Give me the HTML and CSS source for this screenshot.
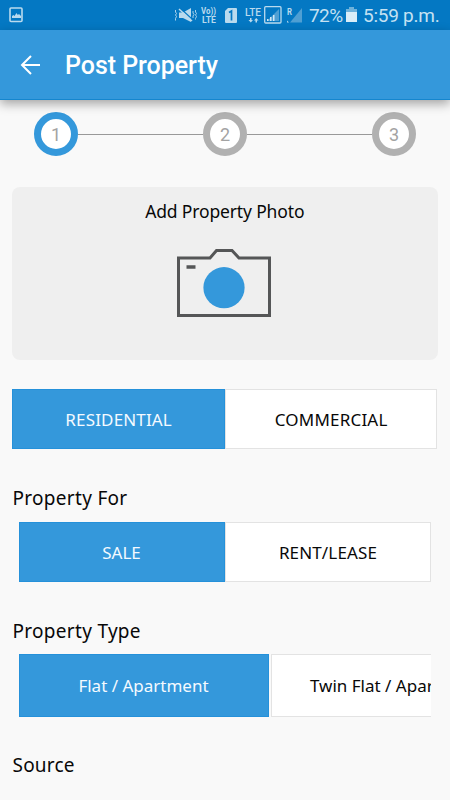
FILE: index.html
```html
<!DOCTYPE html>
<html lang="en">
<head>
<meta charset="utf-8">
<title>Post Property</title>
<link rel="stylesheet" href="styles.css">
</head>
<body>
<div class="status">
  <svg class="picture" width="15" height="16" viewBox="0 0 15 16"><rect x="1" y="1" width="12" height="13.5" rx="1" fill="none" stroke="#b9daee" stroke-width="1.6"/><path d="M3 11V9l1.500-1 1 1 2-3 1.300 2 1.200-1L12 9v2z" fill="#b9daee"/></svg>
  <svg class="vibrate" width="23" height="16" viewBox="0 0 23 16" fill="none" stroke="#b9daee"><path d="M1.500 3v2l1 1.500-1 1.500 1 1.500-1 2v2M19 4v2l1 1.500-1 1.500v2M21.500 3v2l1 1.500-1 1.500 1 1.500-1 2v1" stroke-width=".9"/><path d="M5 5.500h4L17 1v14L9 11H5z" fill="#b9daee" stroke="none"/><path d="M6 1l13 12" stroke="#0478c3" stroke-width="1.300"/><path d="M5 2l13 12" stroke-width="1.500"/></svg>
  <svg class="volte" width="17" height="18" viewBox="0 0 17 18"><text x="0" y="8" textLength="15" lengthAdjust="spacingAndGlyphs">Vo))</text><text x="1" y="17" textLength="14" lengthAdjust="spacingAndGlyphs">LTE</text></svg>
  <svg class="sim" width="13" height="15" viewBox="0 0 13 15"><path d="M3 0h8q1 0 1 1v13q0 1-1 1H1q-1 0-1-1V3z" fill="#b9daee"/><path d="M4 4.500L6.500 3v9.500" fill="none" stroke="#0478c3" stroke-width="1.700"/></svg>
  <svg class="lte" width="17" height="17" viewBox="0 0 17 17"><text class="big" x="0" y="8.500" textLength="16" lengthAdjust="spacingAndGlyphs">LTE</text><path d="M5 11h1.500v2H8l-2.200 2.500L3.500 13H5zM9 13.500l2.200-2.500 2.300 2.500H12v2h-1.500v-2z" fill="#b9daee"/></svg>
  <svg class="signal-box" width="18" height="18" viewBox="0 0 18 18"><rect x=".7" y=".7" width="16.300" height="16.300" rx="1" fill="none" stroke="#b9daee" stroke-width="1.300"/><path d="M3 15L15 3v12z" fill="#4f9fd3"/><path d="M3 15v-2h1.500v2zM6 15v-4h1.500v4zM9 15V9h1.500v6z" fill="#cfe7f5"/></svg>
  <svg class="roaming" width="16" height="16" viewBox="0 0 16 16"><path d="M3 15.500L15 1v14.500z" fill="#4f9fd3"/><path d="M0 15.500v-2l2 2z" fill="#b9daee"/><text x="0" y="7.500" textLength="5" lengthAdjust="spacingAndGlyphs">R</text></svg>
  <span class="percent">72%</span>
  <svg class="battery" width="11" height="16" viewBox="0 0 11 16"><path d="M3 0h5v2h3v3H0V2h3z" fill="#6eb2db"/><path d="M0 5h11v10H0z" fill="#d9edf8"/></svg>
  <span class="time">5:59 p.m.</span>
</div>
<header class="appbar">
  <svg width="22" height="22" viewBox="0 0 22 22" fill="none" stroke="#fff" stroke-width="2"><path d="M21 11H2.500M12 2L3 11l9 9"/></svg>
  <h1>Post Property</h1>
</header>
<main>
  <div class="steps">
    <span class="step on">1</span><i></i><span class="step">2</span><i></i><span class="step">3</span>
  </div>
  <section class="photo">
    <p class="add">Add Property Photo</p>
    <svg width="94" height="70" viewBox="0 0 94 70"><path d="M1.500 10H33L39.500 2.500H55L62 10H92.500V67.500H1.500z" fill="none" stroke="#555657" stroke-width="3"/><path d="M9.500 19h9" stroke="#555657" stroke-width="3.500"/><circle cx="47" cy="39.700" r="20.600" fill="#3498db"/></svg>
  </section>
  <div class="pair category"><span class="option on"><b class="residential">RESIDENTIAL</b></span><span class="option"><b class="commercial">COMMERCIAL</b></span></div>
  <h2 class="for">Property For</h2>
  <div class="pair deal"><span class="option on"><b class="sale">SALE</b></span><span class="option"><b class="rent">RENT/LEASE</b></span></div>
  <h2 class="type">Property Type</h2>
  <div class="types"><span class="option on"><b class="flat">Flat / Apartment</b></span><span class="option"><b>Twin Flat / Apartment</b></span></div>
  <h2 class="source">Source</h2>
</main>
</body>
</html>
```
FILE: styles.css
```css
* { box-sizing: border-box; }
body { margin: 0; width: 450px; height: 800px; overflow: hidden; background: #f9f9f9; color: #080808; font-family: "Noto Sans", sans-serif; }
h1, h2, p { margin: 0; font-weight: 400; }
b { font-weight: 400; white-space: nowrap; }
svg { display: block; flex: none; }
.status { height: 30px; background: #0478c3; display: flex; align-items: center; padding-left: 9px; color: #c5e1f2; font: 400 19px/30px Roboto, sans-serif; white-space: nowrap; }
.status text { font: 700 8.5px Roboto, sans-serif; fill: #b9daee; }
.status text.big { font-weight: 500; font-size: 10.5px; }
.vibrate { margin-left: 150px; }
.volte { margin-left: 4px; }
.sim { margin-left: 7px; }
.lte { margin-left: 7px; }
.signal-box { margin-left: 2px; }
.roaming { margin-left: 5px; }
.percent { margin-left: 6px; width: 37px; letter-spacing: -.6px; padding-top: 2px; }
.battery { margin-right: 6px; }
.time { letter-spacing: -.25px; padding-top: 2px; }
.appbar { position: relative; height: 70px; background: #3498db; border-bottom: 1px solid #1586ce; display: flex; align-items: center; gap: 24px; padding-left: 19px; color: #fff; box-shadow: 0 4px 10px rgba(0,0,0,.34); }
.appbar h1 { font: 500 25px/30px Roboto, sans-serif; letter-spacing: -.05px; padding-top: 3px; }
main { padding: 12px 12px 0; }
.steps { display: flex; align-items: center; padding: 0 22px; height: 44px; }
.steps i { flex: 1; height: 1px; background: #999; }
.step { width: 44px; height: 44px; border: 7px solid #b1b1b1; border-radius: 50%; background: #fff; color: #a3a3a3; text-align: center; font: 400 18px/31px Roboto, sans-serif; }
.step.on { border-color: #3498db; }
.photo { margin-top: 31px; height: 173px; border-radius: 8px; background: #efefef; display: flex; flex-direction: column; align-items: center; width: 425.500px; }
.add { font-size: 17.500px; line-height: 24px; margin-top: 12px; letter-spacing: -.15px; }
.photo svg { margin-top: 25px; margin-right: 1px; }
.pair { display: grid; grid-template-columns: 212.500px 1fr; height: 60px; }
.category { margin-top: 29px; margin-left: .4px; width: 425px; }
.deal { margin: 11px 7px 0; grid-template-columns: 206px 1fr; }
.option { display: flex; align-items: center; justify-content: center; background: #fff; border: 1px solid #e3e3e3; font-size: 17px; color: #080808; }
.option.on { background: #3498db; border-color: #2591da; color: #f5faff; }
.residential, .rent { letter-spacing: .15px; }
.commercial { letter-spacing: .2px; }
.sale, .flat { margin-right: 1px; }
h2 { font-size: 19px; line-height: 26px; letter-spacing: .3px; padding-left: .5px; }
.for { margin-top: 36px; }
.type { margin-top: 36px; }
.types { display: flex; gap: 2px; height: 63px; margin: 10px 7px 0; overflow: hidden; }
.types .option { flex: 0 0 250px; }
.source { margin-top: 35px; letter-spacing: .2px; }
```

▶ [Task instructions] Without including any pictures, reproduce the listing exactly.

▶ [Task result]
Give me the HTML and CSS source for this screenshot.
FILE: index.html
```html
<!DOCTYPE html>
<html lang="en">
<head>
<meta charset="utf-8">
<title>Post Property</title>
<link rel="stylesheet" href="styles.css">
</head>
<body>
<div class="status">
  <svg class="picture" width="15" height="16" viewBox="0 0 15 16"><rect x="1" y="1" width="12" height="13.5" rx="1" fill="none" stroke="#b9daee" stroke-width="1.6"/><path d="M3 11V9l1.500-1 1 1 2-3 1.300 2 1.200-1L12 9v2z" fill="#b9daee"/></svg>
  <svg class="vibrate" width="23" height="16" viewBox="0 0 23 16" fill="none" stroke="#b9daee"><path d="M1.500 3v2l1 1.500-1 1.500 1 1.500-1 2v2M19 4v2l1 1.500-1 1.500v2M21.500 3v2l1 1.500-1 1.500 1 1.500-1 2v1" stroke-width=".9"/><path d="M5 5.500h4L17 1v14L9 11H5z" fill="#b9daee" stroke="none"/><path d="M6 1l13 12" stroke="#0478c3" stroke-width="1.300"/><path d="M5 2l13 12" stroke-width="1.500"/></svg>
  <svg class="volte" width="17" height="18" viewBox="0 0 17 18"><text x="0" y="8" textLength="15" lengthAdjust="spacingAndGlyphs">Vo))</text><text x="1" y="17" textLength="14" lengthAdjust="spacingAndGlyphs">LTE</text></svg>
  <svg class="sim" width="13" height="15" viewBox="0 0 13 15"><path d="M3 0h8q1 0 1 1v13q0 1-1 1H1q-1 0-1-1V3z" fill="#b9daee"/><path d="M4 4.500L6.500 3v9.500" fill="none" stroke="#0478c3" stroke-width="1.700"/></svg>
  <svg class="lte" width="17" height="17" viewBox="0 0 17 17"><text class="big" x="0" y="8.500" textLength="16" lengthAdjust="spacingAndGlyphs">LTE</text><path d="M5 11h1.500v2H8l-2.200 2.500L3.500 13H5zM9 13.500l2.200-2.500 2.300 2.500H12v2h-1.500v-2z" fill="#b9daee"/></svg>
  <svg class="signal-box" width="18" height="18" viewBox="0 0 18 18"><rect x=".7" y=".7" width="16.300" height="16.300" rx="1" fill="none" stroke="#b9daee" stroke-width="1.300"/><path d="M3 15L15 3v12z" fill="#4f9fd3"/><path d="M3 15v-2h1.500v2zM6 15v-4h1.500v4zM9 15V9h1.500v6z" fill="#cfe7f5"/></svg>
  <svg class="roaming" width="16" height="16" viewBox="0 0 16 16"><path d="M3 15.500L15 1v14.500z" fill="#4f9fd3"/><path d="M0 15.500v-2l2 2z" fill="#b9daee"/><text x="0" y="7.500" textLength="5" lengthAdjust="spacingAndGlyphs">R</text></svg>
  <span class="percent">72%</span>
  <svg class="battery" width="11" height="16" viewBox="0 0 11 16"><path d="M3 0h5v2h3v3H0V2h3z" fill="#6eb2db"/><path d="M0 5h11v10H0z" fill="#d9edf8"/></svg>
  <span class="time">5:59 p.m.</span>
</div>
<header class="appbar">
  <svg width="22" height="22" viewBox="0 0 22 22" fill="none" stroke="#fff" stroke-width="2"><path d="M21 11H2.500M12 2L3 11l9 9"/></svg>
  <h1>Post Property</h1>
</header>
<main>
  <div class="steps">
    <span class="step on">1</span><i></i><span class="step">2</span><i></i><span class="step">3</span>
  </div>
  <section class="photo">
    <p class="add">Add Property Photo</p>
    <svg width="94" height="70" viewBox="0 0 94 70"><path d="M1.500 10H33L39.500 2.500H55L62 10H92.500V67.500H1.500z" fill="none" stroke="#555657" stroke-width="3"/><path d="M9.500 19h9" stroke="#555657" stroke-width="3.500"/><circle cx="47" cy="39.700" r="20.600" fill="#3498db"/></svg>
  </section>
  <div class="pair category"><span class="option on"><b class="residential">RESIDENTIAL</b></span><span class="option"><b class="commercial">COMMERCIAL</b></span></div>
  <h2 class="for">Property For</h2>
  <div class="pair deal"><span class="option on"><b class="sale">SALE</b></span><span class="option"><b class="rent">RENT/LEASE</b></span></div>
  <h2 class="type">Property Type</h2>
  <div class="types"><span class="option on"><b class="flat">Flat / Apartment</b></span><span class="option"><b>Twin Flat / Apartment</b></span></div>
  <h2 class="source">Source</h2>
</main>
</body>
</html>
```
FILE: styles.css
```css
* { box-sizing: border-box; }
body { margin: 0; width: 450px; height: 800px; overflow: hidden; background: #f9f9f9; color: #080808; font-family: "Noto Sans", sans-serif; }
h1, h2, p { margin: 0; font-weight: 400; }
b { font-weight: 400; white-space: nowrap; }
svg { display: block; flex: none; }
.status { height: 30px; background: #0478c3; display: flex; align-items: center; padding-left: 9px; color: #c5e1f2; font: 400 19px/30px Roboto, sans-serif; white-space: nowrap; }
.status text { font: 700 8.5px Roboto, sans-serif; fill: #b9daee; }
.status text.big { font-weight: 500; font-size: 10.5px; }
.vibrate { margin-left: 150px; }
.volte { margin-left: 4px; }
.sim { margin-left: 7px; }
.lte { margin-left: 7px; }
.signal-box { margin-left: 2px; }
.roaming { margin-left: 5px; }
.percent { margin-left: 6px; width: 37px; letter-spacing: -.6px; padding-top: 2px; }
.battery { margin-right: 6px; }
.time { letter-spacing: -.25px; padding-top: 2px; }
.appbar { position: relative; height: 70px; background: #3498db; border-bottom: 1px solid #1586ce; display: flex; align-items: center; gap: 24px; padding-left: 19px; color: #fff; box-shadow: 0 4px 10px rgba(0,0,0,.34); }
.appbar h1 { font: 500 25px/30px Roboto, sans-serif; letter-spacing: -.05px; padding-top: 3px; }
main { padding: 12px 12px 0; }
.steps { display: flex; align-items: center; padding: 0 22px; height: 44px; }
.steps i { flex: 1; height: 1px; background: #999; }
.step { width: 44px; height: 44px; border: 7px solid #b1b1b1; border-radius: 50%; background: #fff; color: #a3a3a3; text-align: center; font: 400 18px/31px Roboto, sans-serif; }
.step.on { border-color: #3498db; }
.photo { margin-top: 31px; height: 173px; border-radius: 8px; background: #efefef; display: flex; flex-direction: column; align-items: center; width: 425.500px; }
.add { font-size: 17.500px; line-height: 24px; margin-top: 12px; letter-spacing: -.15px; }
.photo svg { margin-top: 25px; margin-right: 1px; }
.pair { display: grid; grid-template-columns: 212.500px 1fr; height: 60px; }
.category { margin-top: 29px; margin-left: .4px; width: 425px; }
.deal { margin: 11px 7px 0; grid-template-columns: 206px 1fr; }
.option { display: flex; align-items: center; justify-content: center; background: #fff; border: 1px solid #e3e3e3; font-size: 17px; color: #080808; }
.option.on { background: #3498db; border-color: #2591da; color: #f5faff; }
.residential, .rent { letter-spacing: .15px; }
.commercial { letter-spacing: .2px; }
.sale, .flat { margin-right: 1px; }
h2 { font-size: 19px; line-height: 26px; letter-spacing: .3px; padding-left: .5px; }
.for { margin-top: 36px; }
.type { margin-top: 36px; }
.types { display: flex; gap: 2px; height: 63px; margin: 10px 7px 0; overflow: hidden; }
.types .option { flex: 0 0 250px; }
.source { margin-top: 35px; letter-spacing: .2px; }
```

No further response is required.